This particular poem by Mary Wroth appears in her groundbreaking never-completed prose romance The Countess of Montgomery’s Urania which nevertheless was partially published in 1621. This massive work is universally recognized as the first prose romance ever composed by an English woman. A smaller segment of scholars and critics are willing to identify it as the first novel written by a British woman. The lack of universality on this aspect is due more to the structure of the tome which would not be readily recognized as a novel for modern readers.
For instance, within The Countess of Mongomery’s Urania lies another first by Wroth: the first sonnet sequence actually published by a female writer in England. That sonnet sequence has come to be referred to often outside the context of the whole as “Pamphilia to Amphilanthus.”

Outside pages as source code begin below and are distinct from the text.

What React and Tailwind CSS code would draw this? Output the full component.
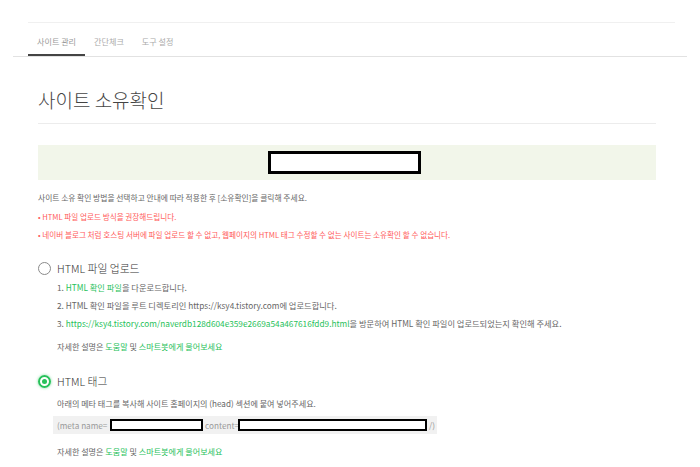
import React from "react";

const Radio = ({ checked }) =>
  checked ? (
    <span className="w-[13px] h-[13px] rounded-full border-[2px] border-[#27c15a] flex items-center justify-center shadow-[0_0_3px_rgba(39,193,90,0.6)]">
      <span className="w-[5px] h-[5px] rounded-full bg-[#27c15a]" />
    </span>
  ) : (
    <span className="w-[13px] h-[13px] rounded-full border-[1.5px] border-[#8a8a8a] bg-white" />
  );

const HelpLine = () => (
  <p className="text-[8.1px] leading-[12px] text-[#666]">
    자세한 설명은 <span className="text-[#27c15a]">도움말</span> 및{" "}
    <span className="text-[#27c15a]">스마트봇에게 물어보세요</span>
  </p>
);

const App = () => {
  const tabs = ["사이트 관리", "간단체크", "도구 설정"];

  return (
    <div className="w-[700px] h-[467px] overflow-hidden bg-white font-['Noto_Sans_CJK_KR','Noto_Sans',sans-serif]">
      {/* tab bar */}
      <div className="pt-[22px]">
        <div className="mx-[13px] border-b border-[#e2e2e2]">
          <div className="ml-[15px] mr-[12px] border-t border-[#f0f0f0] h-[34px] flex items-end">
            {tabs.map((t, i) => (
              <div
                key={t}
                className={`px-[9px] h-[19px] text-[8.1px] leading-[10px] ${
                  i === 0 ? "border-b-2 border-[#444] text-[#999]" : "text-[#aaa]"
                }`}
              >
                {t}
              </div>
            ))}
          </div>
        </div>
      </div>

      <div className="mx-[38px] w-[618px]">
        {/* title */}
        <div className="mt-[31px] pb-[11px] border-b border-[#ececec]">
          <h1 className="text-[19px] leading-[24px] font-light text-[#444]">사이트 소유확인</h1>
        </div>

        {/* code box */}
        <div className="mt-[21px] h-[35px] bg-[#f2f6ea] flex items-center justify-center">
          <div className="w-[153px] h-[23px] border-[3px] border-black bg-white -ml-[5px]" />
        </div>

        <p className="mt-[12px] text-[7.75px] leading-[12px] text-[#666]">
          사이트 소유 확인 방법을 선택하고 안내에 따라 적용한 후 [소유확인]을 클릭해 주세요.
        </p>
        <div className="mt-[4px] text-[7.6px] leading-[18px] text-[#ff5a5a]">
          <p>• HTML 파일 업로드 방식을 권장해드립니다.</p>
          <p>• 네이버 블로그 처럼 호스팅 서버에 파일 업로드 할 수 없고, 웹페이지의 HTML 태그 수정할 수 없는 사이트는 소유확인 할 수 없습니다.</p>
        </div>

        {/* option 1 */}
        <div className="mt-[17px] flex items-center gap-[6px] h-[14px]">
          <Radio />
          <span className="text-[10.8px] leading-[14px] font-light text-[#333]">HTML 파일 업로드</span>
        </div>
        <ol className="mt-[3px] ml-[19px] text-[8.25px] leading-[18px] text-[#666]">
          <li>
            1. <span className="text-[#27c15a]">HTML 확인 파일</span>을 다운로드합니다.
          </li>
          <li>2. HTML 확인 파일을 루트 디렉토리인 https://ksy4.tistory.com에 업로드합니다.</li>
          <li>
            3.{" "}
            <span className="text-[#27c15a]">
              https://ksy4.tistory.com/naverdb128d604e359e2669a54a467616fdd9.html
            </span>
            을 방문하여 HTML 확인 파일이 업로드되었는지 확인해 주세요.
          </li>
        </ol>
        <div className="mt-[9px] ml-[19px]">
          <HelpLine />
        </div>

        {/* option 2 */}
        <div className="mt-[21px] flex items-center gap-[6px] h-[14px]">
          <Radio checked />
          <span className="text-[10.8px] leading-[14px] font-light text-[#333]">HTML 태그</span>
        </div>
        <p className="mt-[10px] ml-[19px] text-[8.1px] leading-[12px] text-[#666]">
          아래의 메타 태그를 복사해 사이트 홈페이지의 (head) 섹션에 붙여 넣어주세요.
        </p>
        <div className="mt-[6px] ml-[15px] w-[384px] h-[18px] bg-[#f1f1f1] flex items-center pl-[4px] text-[8.2px] text-[#999]">
          <span className="w-[53px] shrink-0">(meta name=</span>
          <span className="w-[93px] h-[12px] border-[2px] border-black bg-white shrink-0" />
          <span className="w-[35px] shrink-0 pl-[2px]">content=</span>
          <span className="w-[189px] h-[12px] border-[2px] border-black bg-white shrink-0" />
          <span className="ml-[2px]">/)</span>
        </div>
        <div className="mt-[12px] ml-[19px]">
          <HelpLine />
        </div>
      </div>
    </div>
  );
};

export default App;
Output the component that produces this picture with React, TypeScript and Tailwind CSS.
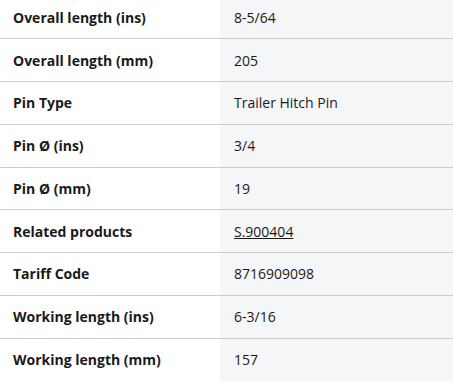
import React from 'react';

const rows: { label: string; value: string; link?: boolean }[] = [
  { label: 'Overall length (ins)', value: '8-5/64' },
  { label: 'Overall length (mm)', value: '205' },
  { label: 'Pin Type', value: 'Trailer Hitch Pin' },
  { label: 'Pin Ø (ins)', value: '3/4' },
  { label: 'Pin Ø (mm)', value: '19' },
  { label: 'Related products', value: 'S.900404', link: true },
  { label: 'Tariff Code', value: '8716909098' },
  { label: 'Working length (ins)', value: '6-3/16' },
  { label: 'Working length (mm)', value: '157' },
];

export default function App() {
  return (
    <div className="w-[453px] h-[381px] overflow-hidden bg-white font-['Open_Sans',sans-serif] text-[14px] text-[#1a1a1a]">
      <div className="-mt-[3.5px]">
        {rows.map((row, i) => (
          <div
            key={row.label}
            className={`flex h-[42.75px] ${i < rows.length - 1 ? 'border-b border-[#cccccc]' : ''}`}
          >
            <div className="w-[220px] flex items-center pl-[13px] font-bold">{row.label}</div>
            <div className="flex-1 flex items-center pl-[14px] bg-[#f5f6f8]">
              {row.link ? <a className="underline">{row.value}</a> : row.value}
            </div>
          </div>
        ))}
      </div>
    </div>
  );
}
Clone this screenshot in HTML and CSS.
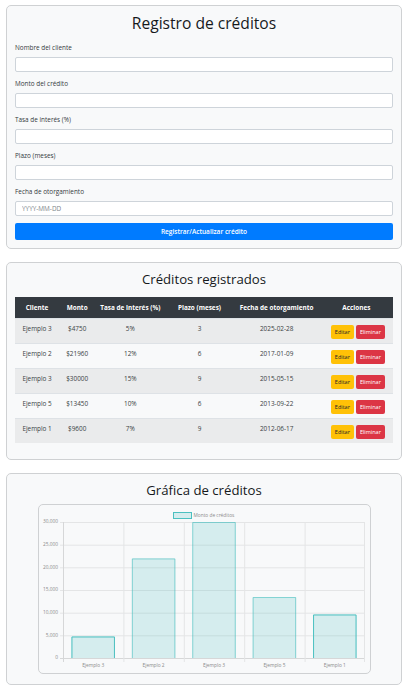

“Love What Art Thou” is not part of this sequence but is rather one of a series of poems appearing only under the title “Song.” The group to which this “Song” belongs is a series known as eclogues which appear as Book I of The Countess of Montgomery’s Urania draws to a close. An eclogue is just a specific literary term used to describe that poem that is short and usually within the genre of pastoral dialogue.
“Love What Art Thou” meets that definition quite squarely as its 25 lines are intended to be a read as part of the dialogue between expressed by a shepherd to his female counterpart with whom, it appears, a once robust love has fallen by the wayside.